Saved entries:
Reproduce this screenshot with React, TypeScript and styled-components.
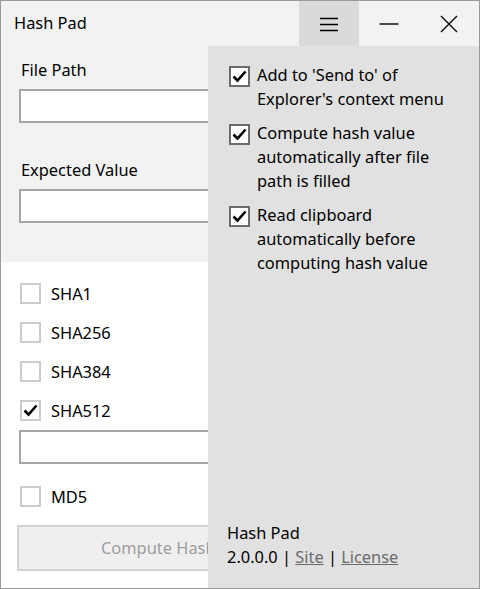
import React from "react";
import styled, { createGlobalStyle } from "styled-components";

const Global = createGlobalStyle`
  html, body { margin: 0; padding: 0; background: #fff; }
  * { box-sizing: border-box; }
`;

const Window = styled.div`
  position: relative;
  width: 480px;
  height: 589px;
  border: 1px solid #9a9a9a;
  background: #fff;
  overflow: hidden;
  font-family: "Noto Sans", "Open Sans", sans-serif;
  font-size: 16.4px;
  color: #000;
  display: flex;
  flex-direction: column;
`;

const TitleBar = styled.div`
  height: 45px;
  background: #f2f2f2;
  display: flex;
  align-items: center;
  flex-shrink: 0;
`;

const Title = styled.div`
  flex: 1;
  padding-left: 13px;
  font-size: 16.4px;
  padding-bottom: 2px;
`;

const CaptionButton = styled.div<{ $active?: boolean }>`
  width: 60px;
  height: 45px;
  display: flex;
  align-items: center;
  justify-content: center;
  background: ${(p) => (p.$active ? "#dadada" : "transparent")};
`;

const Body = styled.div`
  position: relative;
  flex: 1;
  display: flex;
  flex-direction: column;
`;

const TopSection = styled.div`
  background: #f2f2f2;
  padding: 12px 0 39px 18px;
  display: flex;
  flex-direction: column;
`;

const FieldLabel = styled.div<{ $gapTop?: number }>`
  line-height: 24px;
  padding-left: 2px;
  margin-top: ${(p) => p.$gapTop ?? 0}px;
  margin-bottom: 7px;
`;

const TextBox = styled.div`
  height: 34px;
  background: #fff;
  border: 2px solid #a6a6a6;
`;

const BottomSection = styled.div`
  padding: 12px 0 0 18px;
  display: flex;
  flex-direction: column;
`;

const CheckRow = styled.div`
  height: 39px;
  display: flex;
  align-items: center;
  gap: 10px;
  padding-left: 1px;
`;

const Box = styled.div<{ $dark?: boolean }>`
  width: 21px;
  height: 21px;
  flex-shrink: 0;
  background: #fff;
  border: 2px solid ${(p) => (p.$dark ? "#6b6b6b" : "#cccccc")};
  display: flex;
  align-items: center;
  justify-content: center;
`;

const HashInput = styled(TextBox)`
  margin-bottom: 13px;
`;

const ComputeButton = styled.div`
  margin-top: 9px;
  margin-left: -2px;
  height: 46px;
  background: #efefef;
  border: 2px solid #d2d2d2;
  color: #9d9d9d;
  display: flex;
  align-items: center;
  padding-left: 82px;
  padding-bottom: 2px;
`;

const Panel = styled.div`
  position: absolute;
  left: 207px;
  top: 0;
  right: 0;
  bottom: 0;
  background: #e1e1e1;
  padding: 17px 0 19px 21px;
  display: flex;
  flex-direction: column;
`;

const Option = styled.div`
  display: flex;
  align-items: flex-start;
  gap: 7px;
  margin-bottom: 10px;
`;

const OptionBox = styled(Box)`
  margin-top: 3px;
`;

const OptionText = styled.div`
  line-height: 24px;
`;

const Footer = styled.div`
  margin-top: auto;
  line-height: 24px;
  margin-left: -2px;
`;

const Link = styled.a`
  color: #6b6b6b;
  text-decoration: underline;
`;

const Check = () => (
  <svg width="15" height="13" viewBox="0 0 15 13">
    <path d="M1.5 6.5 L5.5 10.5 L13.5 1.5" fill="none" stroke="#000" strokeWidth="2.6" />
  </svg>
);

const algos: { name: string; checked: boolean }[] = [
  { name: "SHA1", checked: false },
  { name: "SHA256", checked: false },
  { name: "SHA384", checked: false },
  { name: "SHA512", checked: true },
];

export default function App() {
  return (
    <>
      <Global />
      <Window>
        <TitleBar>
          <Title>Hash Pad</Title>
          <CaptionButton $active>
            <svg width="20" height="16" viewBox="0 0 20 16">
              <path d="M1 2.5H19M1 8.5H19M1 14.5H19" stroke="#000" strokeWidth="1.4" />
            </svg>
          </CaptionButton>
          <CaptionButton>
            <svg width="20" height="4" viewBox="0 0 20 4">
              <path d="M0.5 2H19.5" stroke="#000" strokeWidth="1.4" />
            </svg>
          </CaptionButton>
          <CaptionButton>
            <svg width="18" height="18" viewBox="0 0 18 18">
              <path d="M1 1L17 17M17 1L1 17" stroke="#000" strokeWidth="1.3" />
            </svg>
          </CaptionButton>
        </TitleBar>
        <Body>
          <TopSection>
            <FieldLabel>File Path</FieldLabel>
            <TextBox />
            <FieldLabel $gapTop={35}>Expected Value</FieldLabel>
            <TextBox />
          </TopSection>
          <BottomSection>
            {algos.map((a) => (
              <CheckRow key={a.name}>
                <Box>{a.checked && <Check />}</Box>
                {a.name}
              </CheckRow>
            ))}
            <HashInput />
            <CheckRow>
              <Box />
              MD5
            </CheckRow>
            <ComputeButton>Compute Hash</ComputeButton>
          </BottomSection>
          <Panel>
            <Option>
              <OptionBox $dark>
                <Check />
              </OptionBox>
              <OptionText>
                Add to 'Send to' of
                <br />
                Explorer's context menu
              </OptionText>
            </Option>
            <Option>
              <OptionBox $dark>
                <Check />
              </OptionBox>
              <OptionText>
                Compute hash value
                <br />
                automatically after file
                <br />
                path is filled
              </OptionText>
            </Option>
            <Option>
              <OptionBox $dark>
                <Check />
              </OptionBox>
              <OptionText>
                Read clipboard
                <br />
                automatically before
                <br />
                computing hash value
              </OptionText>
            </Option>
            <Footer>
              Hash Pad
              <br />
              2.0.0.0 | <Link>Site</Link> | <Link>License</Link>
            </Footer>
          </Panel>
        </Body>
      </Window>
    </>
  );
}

* * *

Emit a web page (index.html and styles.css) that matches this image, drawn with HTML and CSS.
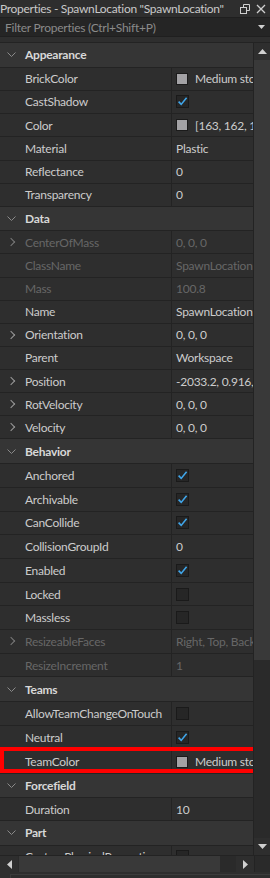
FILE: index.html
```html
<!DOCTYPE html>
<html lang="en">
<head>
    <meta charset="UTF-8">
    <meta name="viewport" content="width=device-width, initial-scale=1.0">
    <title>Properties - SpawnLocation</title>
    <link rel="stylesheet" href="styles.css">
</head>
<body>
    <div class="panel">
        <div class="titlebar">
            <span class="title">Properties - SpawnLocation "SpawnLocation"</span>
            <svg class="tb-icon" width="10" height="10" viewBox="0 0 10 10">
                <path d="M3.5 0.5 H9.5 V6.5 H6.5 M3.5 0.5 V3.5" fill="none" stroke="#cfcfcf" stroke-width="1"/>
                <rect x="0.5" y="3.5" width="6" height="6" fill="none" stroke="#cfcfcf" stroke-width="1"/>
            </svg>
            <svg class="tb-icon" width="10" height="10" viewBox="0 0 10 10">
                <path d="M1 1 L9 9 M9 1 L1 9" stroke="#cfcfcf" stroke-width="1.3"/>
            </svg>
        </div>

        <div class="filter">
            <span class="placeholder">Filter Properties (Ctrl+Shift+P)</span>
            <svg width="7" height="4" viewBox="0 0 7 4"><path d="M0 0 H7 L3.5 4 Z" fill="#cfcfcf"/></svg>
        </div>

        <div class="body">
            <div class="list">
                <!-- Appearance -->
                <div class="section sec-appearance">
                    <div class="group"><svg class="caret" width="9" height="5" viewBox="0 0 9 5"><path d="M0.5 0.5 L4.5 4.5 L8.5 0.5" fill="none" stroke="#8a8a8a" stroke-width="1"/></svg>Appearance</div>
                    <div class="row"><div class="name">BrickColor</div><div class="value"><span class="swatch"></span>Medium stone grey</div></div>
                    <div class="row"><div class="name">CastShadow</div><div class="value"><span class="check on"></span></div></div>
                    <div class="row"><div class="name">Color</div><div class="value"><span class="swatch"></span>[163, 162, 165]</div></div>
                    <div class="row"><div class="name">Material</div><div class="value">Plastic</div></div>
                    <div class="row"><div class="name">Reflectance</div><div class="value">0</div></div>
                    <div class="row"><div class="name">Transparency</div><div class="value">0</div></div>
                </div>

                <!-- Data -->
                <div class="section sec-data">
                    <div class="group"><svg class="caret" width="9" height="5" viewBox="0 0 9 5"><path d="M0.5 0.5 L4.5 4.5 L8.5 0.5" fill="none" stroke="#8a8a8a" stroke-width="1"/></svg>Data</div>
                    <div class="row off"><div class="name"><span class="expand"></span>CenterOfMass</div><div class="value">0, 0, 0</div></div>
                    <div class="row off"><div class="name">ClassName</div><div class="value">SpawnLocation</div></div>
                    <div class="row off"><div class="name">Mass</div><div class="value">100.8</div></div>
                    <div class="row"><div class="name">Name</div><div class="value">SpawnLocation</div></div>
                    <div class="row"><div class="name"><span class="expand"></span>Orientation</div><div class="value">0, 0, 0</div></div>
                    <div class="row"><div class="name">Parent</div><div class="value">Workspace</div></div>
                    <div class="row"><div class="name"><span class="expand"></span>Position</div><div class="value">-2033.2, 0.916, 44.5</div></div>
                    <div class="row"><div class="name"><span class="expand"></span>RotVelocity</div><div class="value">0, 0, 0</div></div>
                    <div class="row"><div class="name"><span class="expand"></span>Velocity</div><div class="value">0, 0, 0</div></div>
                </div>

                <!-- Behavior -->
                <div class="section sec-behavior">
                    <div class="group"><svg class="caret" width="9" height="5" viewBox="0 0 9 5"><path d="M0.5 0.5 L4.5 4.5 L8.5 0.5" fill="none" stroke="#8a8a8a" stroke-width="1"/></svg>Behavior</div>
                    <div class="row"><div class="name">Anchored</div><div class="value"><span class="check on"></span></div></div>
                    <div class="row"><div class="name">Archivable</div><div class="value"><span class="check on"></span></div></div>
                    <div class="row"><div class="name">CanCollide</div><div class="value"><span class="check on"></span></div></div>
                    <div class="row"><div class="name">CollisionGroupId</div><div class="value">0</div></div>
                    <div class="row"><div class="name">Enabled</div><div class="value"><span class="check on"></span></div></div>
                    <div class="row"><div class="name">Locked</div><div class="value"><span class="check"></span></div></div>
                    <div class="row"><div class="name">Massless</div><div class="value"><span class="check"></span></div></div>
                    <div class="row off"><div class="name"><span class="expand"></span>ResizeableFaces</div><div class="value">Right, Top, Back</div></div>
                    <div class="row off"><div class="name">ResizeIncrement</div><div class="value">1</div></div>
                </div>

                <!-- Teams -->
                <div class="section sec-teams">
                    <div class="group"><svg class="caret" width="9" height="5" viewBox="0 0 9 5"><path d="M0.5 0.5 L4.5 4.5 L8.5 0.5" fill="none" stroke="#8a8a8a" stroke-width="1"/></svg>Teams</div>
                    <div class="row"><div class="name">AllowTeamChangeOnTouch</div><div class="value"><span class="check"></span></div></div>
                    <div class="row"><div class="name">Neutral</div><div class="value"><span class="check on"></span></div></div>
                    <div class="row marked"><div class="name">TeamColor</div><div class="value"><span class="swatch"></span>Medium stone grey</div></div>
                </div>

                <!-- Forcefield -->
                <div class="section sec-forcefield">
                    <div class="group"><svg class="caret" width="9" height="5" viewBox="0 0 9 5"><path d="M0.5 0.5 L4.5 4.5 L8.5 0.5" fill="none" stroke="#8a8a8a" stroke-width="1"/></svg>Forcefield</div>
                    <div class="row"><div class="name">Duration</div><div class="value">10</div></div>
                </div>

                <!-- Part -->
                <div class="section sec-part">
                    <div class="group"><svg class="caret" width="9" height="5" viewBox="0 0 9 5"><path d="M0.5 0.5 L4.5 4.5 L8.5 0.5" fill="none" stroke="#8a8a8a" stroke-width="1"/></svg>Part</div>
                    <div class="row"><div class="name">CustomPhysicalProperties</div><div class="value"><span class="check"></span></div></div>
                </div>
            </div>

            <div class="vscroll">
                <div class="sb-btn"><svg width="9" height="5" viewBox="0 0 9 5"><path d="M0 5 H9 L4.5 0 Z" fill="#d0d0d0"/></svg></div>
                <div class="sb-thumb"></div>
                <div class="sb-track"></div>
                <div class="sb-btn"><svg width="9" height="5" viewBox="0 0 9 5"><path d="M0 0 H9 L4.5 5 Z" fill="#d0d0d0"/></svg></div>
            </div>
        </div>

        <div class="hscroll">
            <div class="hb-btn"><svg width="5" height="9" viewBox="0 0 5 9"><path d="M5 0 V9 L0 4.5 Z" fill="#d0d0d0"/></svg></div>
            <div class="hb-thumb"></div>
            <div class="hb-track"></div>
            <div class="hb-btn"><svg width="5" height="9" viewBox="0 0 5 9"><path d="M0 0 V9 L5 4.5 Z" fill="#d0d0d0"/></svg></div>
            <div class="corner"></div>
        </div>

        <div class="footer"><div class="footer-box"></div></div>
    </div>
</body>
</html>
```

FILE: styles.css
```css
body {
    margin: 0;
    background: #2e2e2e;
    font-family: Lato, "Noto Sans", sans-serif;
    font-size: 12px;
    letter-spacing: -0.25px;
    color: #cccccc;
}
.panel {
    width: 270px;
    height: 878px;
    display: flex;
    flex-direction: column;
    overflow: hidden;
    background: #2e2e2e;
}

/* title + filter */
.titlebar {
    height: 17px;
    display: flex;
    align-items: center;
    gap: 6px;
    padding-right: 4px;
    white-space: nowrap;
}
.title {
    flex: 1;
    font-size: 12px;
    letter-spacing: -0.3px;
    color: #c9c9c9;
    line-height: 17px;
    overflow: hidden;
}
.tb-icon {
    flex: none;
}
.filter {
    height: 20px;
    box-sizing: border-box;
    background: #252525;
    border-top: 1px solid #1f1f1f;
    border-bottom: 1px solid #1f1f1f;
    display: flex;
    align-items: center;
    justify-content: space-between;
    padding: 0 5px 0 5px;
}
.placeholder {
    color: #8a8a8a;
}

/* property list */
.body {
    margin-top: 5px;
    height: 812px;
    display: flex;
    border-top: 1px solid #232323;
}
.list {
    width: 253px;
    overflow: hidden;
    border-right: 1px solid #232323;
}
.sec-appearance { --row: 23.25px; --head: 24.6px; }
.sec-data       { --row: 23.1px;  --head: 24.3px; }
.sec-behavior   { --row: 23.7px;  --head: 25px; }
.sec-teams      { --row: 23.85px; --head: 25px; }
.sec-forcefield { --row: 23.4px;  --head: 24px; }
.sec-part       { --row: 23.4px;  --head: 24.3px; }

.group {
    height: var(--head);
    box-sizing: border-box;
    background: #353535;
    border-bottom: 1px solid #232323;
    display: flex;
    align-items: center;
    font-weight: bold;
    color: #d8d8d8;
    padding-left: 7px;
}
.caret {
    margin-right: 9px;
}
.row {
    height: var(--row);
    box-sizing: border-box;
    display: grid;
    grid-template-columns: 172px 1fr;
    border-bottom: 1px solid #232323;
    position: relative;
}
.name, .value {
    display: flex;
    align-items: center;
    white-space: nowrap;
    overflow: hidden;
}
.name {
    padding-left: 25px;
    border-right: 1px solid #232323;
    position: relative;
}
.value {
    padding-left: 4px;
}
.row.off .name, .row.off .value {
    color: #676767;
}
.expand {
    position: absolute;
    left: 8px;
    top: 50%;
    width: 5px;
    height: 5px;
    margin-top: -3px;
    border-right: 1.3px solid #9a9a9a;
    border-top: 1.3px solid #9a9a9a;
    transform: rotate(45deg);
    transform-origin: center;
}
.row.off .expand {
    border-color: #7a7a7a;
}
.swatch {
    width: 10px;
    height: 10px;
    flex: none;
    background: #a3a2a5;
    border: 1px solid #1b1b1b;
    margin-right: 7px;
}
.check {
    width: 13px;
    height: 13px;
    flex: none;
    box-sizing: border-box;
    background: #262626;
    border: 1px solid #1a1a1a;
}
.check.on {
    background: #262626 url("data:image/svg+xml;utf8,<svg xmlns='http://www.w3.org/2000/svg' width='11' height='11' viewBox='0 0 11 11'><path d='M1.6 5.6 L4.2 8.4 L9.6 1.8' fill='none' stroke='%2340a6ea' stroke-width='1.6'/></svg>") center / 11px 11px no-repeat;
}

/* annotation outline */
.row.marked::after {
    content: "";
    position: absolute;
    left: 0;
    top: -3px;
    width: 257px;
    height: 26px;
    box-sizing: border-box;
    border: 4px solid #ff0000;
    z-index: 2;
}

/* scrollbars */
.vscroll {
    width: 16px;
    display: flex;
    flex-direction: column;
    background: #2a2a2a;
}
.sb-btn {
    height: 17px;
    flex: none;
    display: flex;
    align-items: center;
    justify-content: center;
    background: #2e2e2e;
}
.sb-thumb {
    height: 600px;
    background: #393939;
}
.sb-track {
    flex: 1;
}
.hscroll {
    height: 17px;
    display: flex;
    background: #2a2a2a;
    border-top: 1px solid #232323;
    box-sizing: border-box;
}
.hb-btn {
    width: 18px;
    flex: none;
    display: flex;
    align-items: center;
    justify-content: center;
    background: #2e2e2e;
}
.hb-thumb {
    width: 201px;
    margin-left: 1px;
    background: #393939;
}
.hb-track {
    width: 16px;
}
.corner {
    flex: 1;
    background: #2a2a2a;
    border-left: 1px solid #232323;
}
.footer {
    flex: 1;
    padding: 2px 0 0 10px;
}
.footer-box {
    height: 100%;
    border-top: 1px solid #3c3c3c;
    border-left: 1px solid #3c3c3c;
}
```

---

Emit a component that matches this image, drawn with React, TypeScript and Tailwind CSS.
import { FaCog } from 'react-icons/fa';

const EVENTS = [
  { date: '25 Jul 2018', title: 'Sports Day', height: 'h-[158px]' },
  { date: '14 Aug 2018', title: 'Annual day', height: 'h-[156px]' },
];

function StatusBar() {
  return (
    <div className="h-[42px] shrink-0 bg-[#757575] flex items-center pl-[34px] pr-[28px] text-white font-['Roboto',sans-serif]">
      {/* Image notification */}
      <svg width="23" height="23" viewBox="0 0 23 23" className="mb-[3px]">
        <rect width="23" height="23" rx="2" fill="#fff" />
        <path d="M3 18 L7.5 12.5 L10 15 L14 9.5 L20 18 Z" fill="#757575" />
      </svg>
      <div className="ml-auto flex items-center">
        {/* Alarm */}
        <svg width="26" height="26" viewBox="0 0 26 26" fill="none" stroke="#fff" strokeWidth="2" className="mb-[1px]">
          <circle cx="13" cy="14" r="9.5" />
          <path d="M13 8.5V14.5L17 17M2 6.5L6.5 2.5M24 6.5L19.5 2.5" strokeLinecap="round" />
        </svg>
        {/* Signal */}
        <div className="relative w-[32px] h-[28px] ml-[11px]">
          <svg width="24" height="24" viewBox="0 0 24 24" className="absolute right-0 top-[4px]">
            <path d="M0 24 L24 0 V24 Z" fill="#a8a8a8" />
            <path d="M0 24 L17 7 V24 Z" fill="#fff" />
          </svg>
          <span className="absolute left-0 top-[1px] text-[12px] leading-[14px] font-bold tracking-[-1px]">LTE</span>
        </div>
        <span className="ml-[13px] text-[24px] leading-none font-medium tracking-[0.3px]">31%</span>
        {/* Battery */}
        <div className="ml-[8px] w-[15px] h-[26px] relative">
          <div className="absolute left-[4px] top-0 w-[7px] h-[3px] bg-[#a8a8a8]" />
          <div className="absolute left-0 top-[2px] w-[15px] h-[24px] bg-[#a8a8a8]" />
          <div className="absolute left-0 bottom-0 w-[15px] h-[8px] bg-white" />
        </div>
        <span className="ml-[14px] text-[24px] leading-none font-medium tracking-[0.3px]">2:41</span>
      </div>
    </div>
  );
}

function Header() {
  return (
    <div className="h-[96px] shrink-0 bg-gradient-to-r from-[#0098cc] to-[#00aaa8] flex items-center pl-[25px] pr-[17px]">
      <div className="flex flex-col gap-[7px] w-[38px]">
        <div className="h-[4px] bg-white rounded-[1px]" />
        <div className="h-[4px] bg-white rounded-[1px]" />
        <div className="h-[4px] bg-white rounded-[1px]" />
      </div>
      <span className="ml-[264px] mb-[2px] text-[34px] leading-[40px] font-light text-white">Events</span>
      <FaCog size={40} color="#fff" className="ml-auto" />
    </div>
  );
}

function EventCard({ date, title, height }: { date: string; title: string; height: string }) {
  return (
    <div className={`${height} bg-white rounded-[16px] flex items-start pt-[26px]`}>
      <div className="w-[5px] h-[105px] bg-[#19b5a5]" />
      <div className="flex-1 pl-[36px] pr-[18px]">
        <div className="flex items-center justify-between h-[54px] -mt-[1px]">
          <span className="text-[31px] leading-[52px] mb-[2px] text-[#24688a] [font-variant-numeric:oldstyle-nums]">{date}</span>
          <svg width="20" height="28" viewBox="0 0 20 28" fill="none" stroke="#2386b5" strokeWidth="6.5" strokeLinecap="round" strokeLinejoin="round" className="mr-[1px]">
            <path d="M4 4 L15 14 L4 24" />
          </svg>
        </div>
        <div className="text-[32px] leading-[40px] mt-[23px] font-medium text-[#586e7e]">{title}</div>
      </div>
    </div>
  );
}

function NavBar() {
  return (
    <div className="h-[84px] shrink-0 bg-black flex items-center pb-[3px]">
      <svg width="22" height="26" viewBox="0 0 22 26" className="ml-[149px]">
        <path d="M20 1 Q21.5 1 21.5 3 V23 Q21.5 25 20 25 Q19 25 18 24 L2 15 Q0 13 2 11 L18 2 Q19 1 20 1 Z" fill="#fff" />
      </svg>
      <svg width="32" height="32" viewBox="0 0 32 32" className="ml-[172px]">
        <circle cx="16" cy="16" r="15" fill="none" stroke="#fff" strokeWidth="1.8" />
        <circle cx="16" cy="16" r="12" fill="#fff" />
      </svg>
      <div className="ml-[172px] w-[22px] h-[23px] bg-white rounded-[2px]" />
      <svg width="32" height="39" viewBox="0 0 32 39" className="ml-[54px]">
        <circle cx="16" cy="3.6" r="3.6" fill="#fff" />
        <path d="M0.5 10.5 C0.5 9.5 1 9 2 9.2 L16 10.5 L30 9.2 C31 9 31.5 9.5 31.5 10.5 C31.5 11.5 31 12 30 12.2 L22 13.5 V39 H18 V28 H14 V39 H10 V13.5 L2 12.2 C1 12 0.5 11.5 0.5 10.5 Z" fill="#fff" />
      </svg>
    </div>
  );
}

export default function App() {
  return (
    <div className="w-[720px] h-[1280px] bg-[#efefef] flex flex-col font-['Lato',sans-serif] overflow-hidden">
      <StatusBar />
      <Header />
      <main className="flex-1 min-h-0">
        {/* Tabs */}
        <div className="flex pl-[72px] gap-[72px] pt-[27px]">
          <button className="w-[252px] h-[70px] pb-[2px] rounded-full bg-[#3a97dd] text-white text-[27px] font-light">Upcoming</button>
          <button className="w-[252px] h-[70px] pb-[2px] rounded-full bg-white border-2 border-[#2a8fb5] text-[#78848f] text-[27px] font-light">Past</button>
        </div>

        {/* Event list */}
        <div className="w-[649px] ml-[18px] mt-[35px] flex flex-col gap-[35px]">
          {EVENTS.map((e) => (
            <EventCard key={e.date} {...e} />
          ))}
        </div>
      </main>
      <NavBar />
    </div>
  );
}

### OBJECTIVE
Copy every line that contains the string "Emit".

### RESPONSE TO THIS EXERCISE
Emit a web page (index.html and styles.css) that matches this image, drawn with HTML and CSS.
Emit a component that matches this image, drawn with React, TypeScript and Tailwind CSS.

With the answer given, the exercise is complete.